_EXERCISE TASK_. Pictures excluded, return the lines below from the first through the line holding "import React from".

_DATA EXTRACT_.
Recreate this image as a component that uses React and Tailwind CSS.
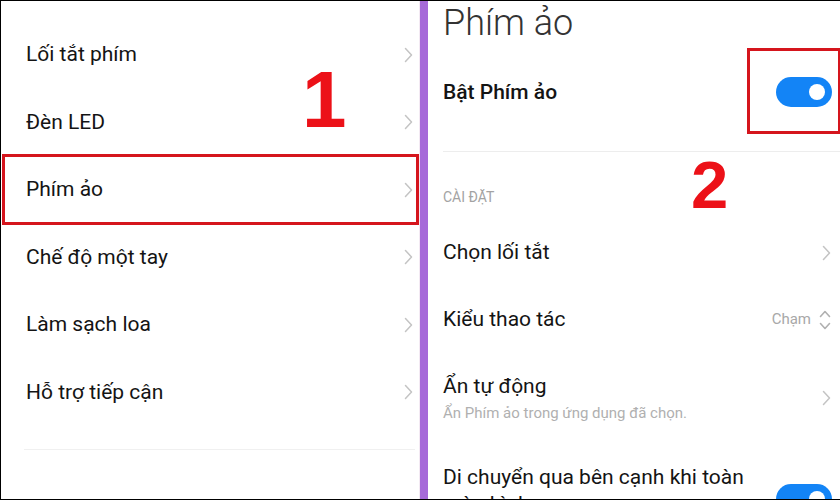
import React from "react";

const Chevron = ({ className = "" }) => (
  <svg width="9" height="16" viewBox="0 0 9 16" className={className}>
    <path d="M1.5 1.5 L7.5 8 L1.5 14.5" fill="none" stroke="#c4c4c4" strokeWidth="1.5" strokeLinecap="round" strokeLinejoin="round" />
  </svg>
);

const UpDown = () => (
  <svg width="12" height="22" viewBox="0 0 12 22">
    <path d="M1.5 7.5 L6 2.5 L10.5 7.5" fill="none" stroke="#b0b0b0" strokeWidth="1.6" strokeLinecap="round" strokeLinejoin="round" />
    <path d="M1.5 14.5 L6 19.5 L10.5 14.5" fill="none" stroke="#b0b0b0" strokeWidth="1.6" strokeLinecap="round" strokeLinejoin="round" />
  </svg>
);

const Toggle = () => (
  <div className="w-[56px] h-[30px] rounded-full bg-[#1384f6] flex items-center justify-end pr-[7px]">
    <div className="w-[16px] h-[16px] rounded-full bg-white" />
  </div>
);

const leftItems = ["Lối tắt phím", "Đèn LED", "Phím ảo", "Chế độ một tay", "Làm sạch loa", "Hỗ trợ tiếp cận"];

export default function App() {
  return (
    <div
      className="relative w-[840px] h-[500px] overflow-hidden bg-white border-t border-l border-b border-black flex text-[#141414]"
      style={{ fontFamily: "Roboto, 'Noto Sans', sans-serif" }}
    >
      {/* Left panel */}
      <div className="w-[419px] h-full shrink-0 flex flex-col pt-[20px] border-r border-[#f3e9f3]">
        {leftItems.map((t) => (
          <div key={t} className="h-[67.5px] shrink-0 flex items-center justify-between pl-[25px] pr-[6px]">
            <span className="text-[21px] leading-none">{t}</span>
            <Chevron />
          </div>
        ))}
        <div className="mt-[23px] ml-[23px] mr-[4px] h-px shrink-0 bg-[#f0f0f0]" />
      </div>

      {/* Divider */}
      <div className="w-[8px] h-full shrink-0 bg-[#a66ad9]" />

      {/* Right panel */}
      <div className="flex-1 h-full flex flex-col pl-[15px]">
        <div className="h-[44px] shrink-0 flex items-center">
          <span className="text-[36px] font-light leading-none text-[#333]">Phím ảo</span>
        </div>
        <div className="h-[94px] shrink-0 flex items-center justify-between pr-[8px]">
          <span className="text-[21px] font-medium leading-none">Bật Phím ảo</span>
          <Toggle />
        </div>
        <div className="mt-[12px] h-px shrink-0 bg-[#ededed]" />
        <div className="h-[67px] shrink-0 pt-[37px]">
          <div className="text-[14px] leading-[16px] text-[#a3a3a3]">CÀI ĐẶT</div>
        </div>
        <div className="h-[67px] shrink-0 flex items-center justify-between pr-[9px]">
          <span className="text-[21px] leading-none">Chọn lối tắt</span>
          <Chevron />
        </div>
        <div className="h-[67px] shrink-0 flex items-center justify-between pr-[9px]">
          <span className="text-[21px] leading-none">Kiểu thao tác</span>
          <div className="flex items-center gap-[8px]">
            <span className="text-[15px] text-[#a8a8a8] leading-none">Chạm</span>
            <UpDown />
          </div>
        </div>
        <div className="h-[92px] shrink-0 flex items-start justify-between pr-[9px] pt-[20px]">
          <div className="flex flex-col">
            <span className="text-[21px] leading-[26px]">Ẩn tự động</span>
            <span className="text-[15px] leading-[20px] mt-[4px] text-[#b0b0b0]">Ẩn Phím ảo trong ứng dụng đã chọn.</span>
          </div>
          <Chevron className="mt-[17px]" />
        </div>
        <div className="shrink-0 flex items-start justify-between pr-[8px] pt-[19px]">
          <span className="text-[21px] leading-[27px] w-[320px]">Di chuyển qua bên cạnh khi toàn màn hình</span>
          <div className="mt-[20px]">
            <Toggle />
          </div>
        </div>
      </div>

      {/* Annotations */}
      <div className="absolute left-[1px] top-[153px] w-[417px] h-[71px] border-[3px] border-[#d5151d]" />
      <div
        className="absolute left-[301px] top-[59px] text-[80px] leading-none font-bold text-[#ec1118]"
        style={{ fontFamily: "'Liberation Sans', Arial, sans-serif" }}
      >
        1
      </div>
      <div className="absolute left-[746px] top-[47px] w-[94px] h-[86px] border-[3px] border-[#d5151d]" />
      <div
        className="absolute left-[690px] top-[150px] text-[67px] leading-none font-bold text-[#ec1118]"
        style={{ fontFamily: "'Liberation Sans', Arial, sans-serif" }}
      >
        2
      </div>
    </div>
  );
}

_RESPONSE_.
Recreate this image as a component that uses React and Tailwind CSS.
import React from "react";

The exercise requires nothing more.